We do not live in a linear world. Performance criteria that are dissatisfiers or negative drivers of satisfaction need to be analyzed and managed separately from the enhancers or positive drivers of customer loyalty and delight. (See http://www.gfkinsights4u.com/insights4u.cfm?articleID=425) The dissatisfiers need to be remedied, as these are the basic performance expectations of customers. Dixon et al are right in that “wowing” customers on dissatisfiers is a non-starter without a positive ROI. But this is because these are not criteria that lead to differentiated customer experiences or delight, not because it isn’t worth delighting customers. Companies, in other words, have to wow customers on things that matter to the customer. Dissatisfiers, by their nature, have clear points of diminishing returns, and over-performing against customer expectations on these fundamental must-dos is an investment with little or even negative return (negative because this might pull resources away from more important service dimensions).
Dixon and company touch on the distinction between dissatisfiers and enhancers with their “two pies” analogy of drivers of loyalty and disloyalty. They introduce this concept – and then promptly totally ignore the positive drivers or enhancers that REALLY WOW customers and deliver meaningfully differentiated service experiences and drive customer loyalty. Companies DO NEED TO DELIGHT and WOW their customers on the enhancers that build loyal, enduring relationships that maximize customer lifetime value. The fact that every interaction with the contact centers (on which Dixon et al focus) does not necessarily contribute to loyalty is not proof to the contrary. So while companies may not need to “wow” their customers on each and every interaction, they need to deliver operational excellence to plug the leaks on those issues that might dissatisfy or disappoint customers, while truly WOWING their customers on those enhancers or differentiators that drive loyalty. The trick is to differentiate between the two type of drivers and ensure organizations apply the appropriate performance-improvement efforts and align their training/reward systems accordingly.

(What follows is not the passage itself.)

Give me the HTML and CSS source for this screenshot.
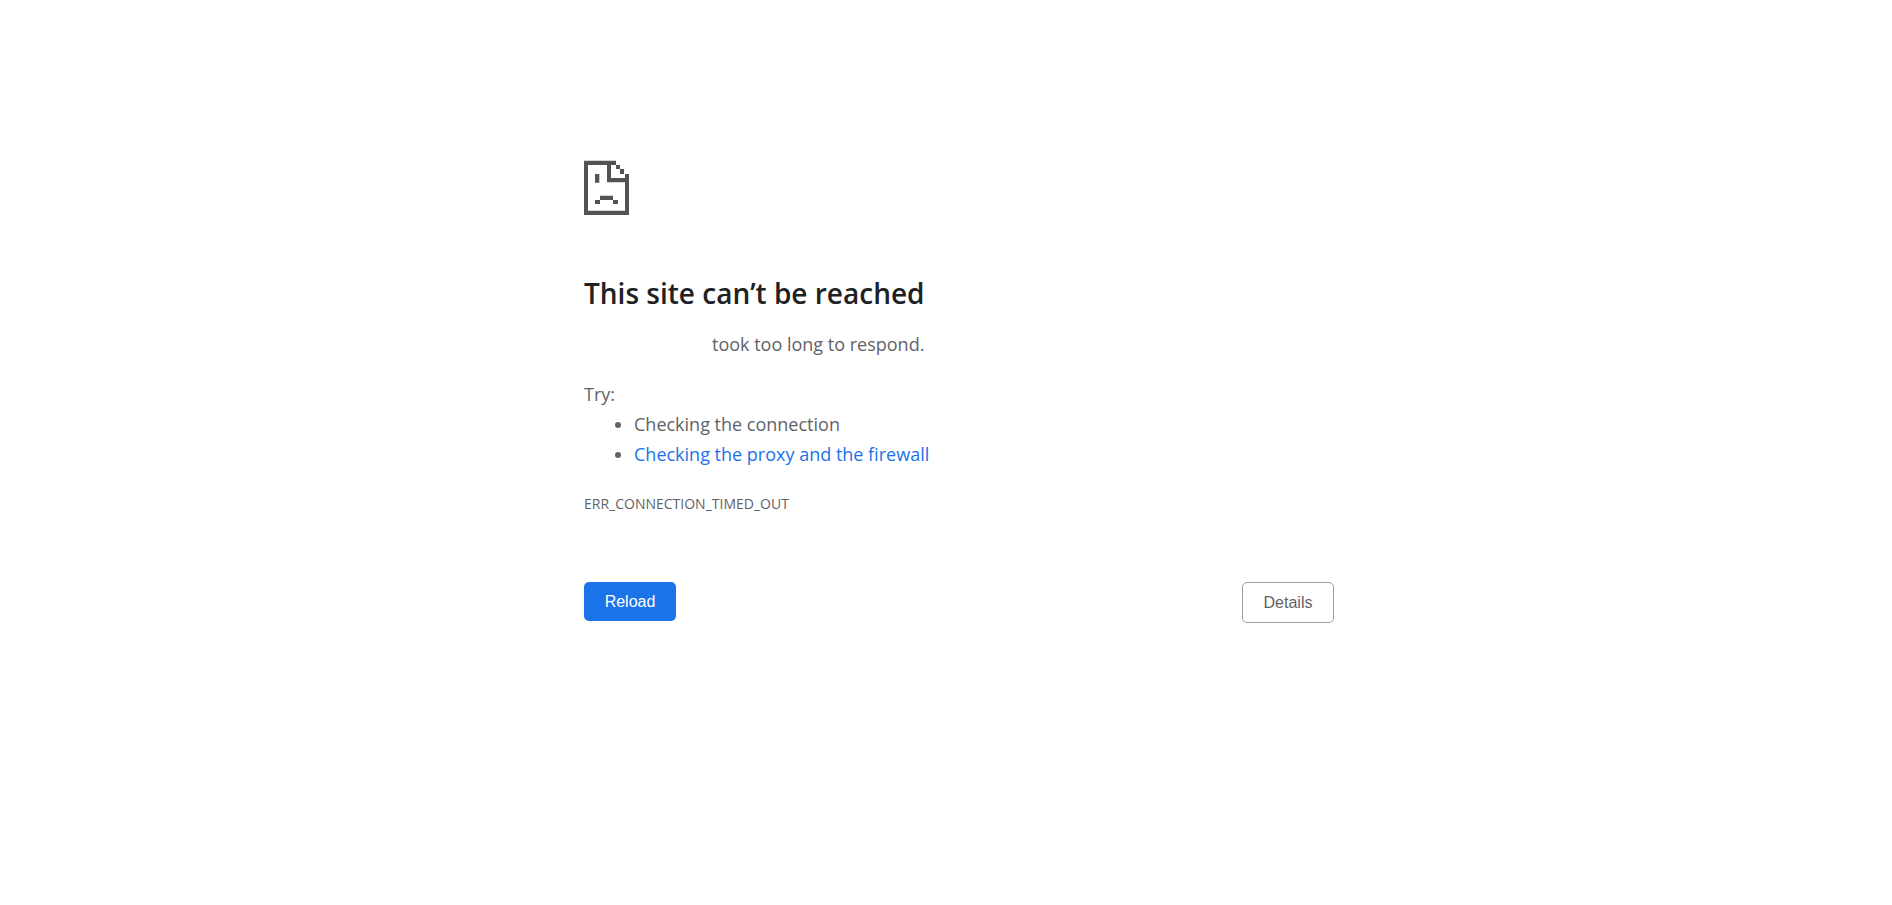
FILE: index.html
```html
<!DOCTYPE html>
<html lang="en">
<head>
    <meta charset="UTF-8">
    <meta name="viewport" content="width=device-width, initial-scale=1.0">
    <title>This site can’t be reached</title>
    <link rel="stylesheet" href="styles.css">
</head>
<body>

    <main class="wrapper">
        <svg class="icon" viewBox="0 0 135 165" aria-hidden="true">
            <!-- Page outline with folded corner -->
            <path d="M0 2H96V15H81V54H123V42H135V165H0ZM12 15V152H123V67H69V15Z" fill-rule="evenodd"/>
            <path d="M96 15H108V27H96ZM108 27H120V42H108Z"/>
            <!-- Sad face -->
            <path d="M33 42H46V68H33ZM48 107H87V120H48ZM33 120H48V132H33ZM87 120H102V132H87Z"/>
        </svg>

        <h1>This site can’t be reached</h1>

        <p class="summary">took too long to respond.</p>

        <div class="suggestions">
            <p>Try:</p>
            <ul>
                <li>Checking the connection</li>
                <li><a href="#buttons">Checking the proxy and the firewall</a></li>
            </ul>
        </div>

        <div class="error-code">ERR_CONNECTION_TIMED_OUT</div>

        <div class="buttons" id="buttons">
            <button type="button" class="reload">Reload</button>
            <button type="button" class="details">Details</button>
        </div>
    </main>

</body>
</html>
```

FILE: styles.css
```css
body {
    margin: 0;
    padding-left: 26px;
    background-color: #fff;
    color: #5f6368;
    font-family: "Segoe UI", "Open Sans", sans-serif;
    font-size: 18px;
    line-height: 30px;
}
.wrapper {
    max-width: 750px;
    margin: 0 auto;
    padding-top: 160px;
}
.icon {
    display: block;
    width: 45px;
    height: 55px;
    fill: #535353;
}
h1 {
    margin: 60px 0 18px;
    color: #202124;
    font-size: 28px;
    font-weight: 600;
    line-height: 36px;
}
p {
    margin: 0;
}
.summary {
    padding-left: 128px;
}
.suggestions {
    margin-top: 20px;
}
ul {
    margin: 0;
    padding-left: 50px;
}
a {
    color: #1a73e8;
    text-decoration: none;
}
.error-code {
    margin-top: 20px;
    font-size: 14px;
}
.buttons {
    display: flex;
    justify-content: space-between;
    align-items: flex-start;
    margin-top: 63px;
}
button {
    min-width: 92px;
    padding: 10px 16px;
    border: none;
    border-radius: 5px;
    font-family: Arial, "Liberation Sans", sans-serif;
    font-size: 16px;
    line-height: 19px;
    cursor: pointer;
}
.reload {
    background-color: #1a73e8;
    color: #fff;
}
.details {
    border: 1px solid #9aa0a6;
    background-color: #fff;
    color: #5f6368;
}
```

Republished with author's permission from original post.

Howard Lax, Ph.D.

Supporting better informed decision making with technology, research and strategy. With a focus on CX/VoC/NPS, Employee Engagement and emotion analytics, Howard's domain is the application of marketing information and SaaS platforms to solve business problems and activating CX programs to drive business objectives.

6 COMMENTS

  1. CES was originally introduced in mid-2009 by the Customer Contact Council (CCC) of the Corporate Executive Board, in a presentation titled “Shifting The Loyalty Curve: Mitigating Disloyalty by Reducing Effort”. A client asked me to review it at the time; and, among my three pages of comment were:

    “There is no holistic view of customer experience in CCC’s conclusions represented in the CES or effort reduction/mitigation focus. With specific respect to the multiple CES methodological challenges, we (Harris senior methodologists and I) feel that a customer effort score is too one dimensional to capture the overall customer experience or, more narrowly, the customer service experience. Again, customer experience means looking at the overall perception of value through use or contact. It involves the entire system. CCC, for instance, is using callback tracking as a ‘standard proxy for customer-exerted effort’; and very much like NPS, building their case on a single question (“How much effort did you personally have to put forth to handle your request?”, on p. 71 of the presentation), and then taking it to the next level by having a CES Starter Kit (p. 73). Our approach is to validate the impact of customer service within the overall experience and, as well, more around actual behavior than anticipated behavior.”

    If we’ve learned anything from the Kano Model since the 1980’s and early 1990’s, it’s the recognition that dissatisfiers can hurt loyalty behavior and enhancers can help drive more positive downstream customer action. Those receiving customer service will not be particularly energized by having their problem solved or questions answered, because these are table stakes expectations. Positive service differentiators, though, can have a beneficial impact on customer experience and brand perception, informal peer-to-peer communication (offline and online word-of mouth), share of wallet, etc.

  2. There is an air of desperation about the CCC article. Its almost trying too hard to justify what is little more than a CSat measure. As you’ve pointed out: its very one dimensional and seems to only address drivers in the dissatisfaction area rather than cover the more holistic approach of NPS.

  3. Having (finally) taken a closer look at the HBR paper I agree with Howard and the comments here.

    The leap from a customer-service process, which is by its very nature about fixing problems, to a new general purpose loyalty metric just doesn’t hold water.

    But, sad to say, in situations where customer service really does suck, CES could work — at least to make customers less disloyal and likely to leave. In this situation executives could have some success with CES for a time, and then hit the wall when the dissatisfiers have been removed, and they can’t figure out how to build real loyalty. Because CES doesn’t measure that.

    I do love Amazon.com, and the reason why is it’s so darned easy. I’m not delighted on any individual interaction, but the culmination of lots of experiences leaves me with a good feeling. Isn’t it possible that some brands could engender that same feeling, by making their interactions really easy?

    Bottom line for me — it seems like customer effort should be part of the mix in loyalty research. Maybe in some companies (or industries) CES really would work, where (low) effort is a loyalty driver.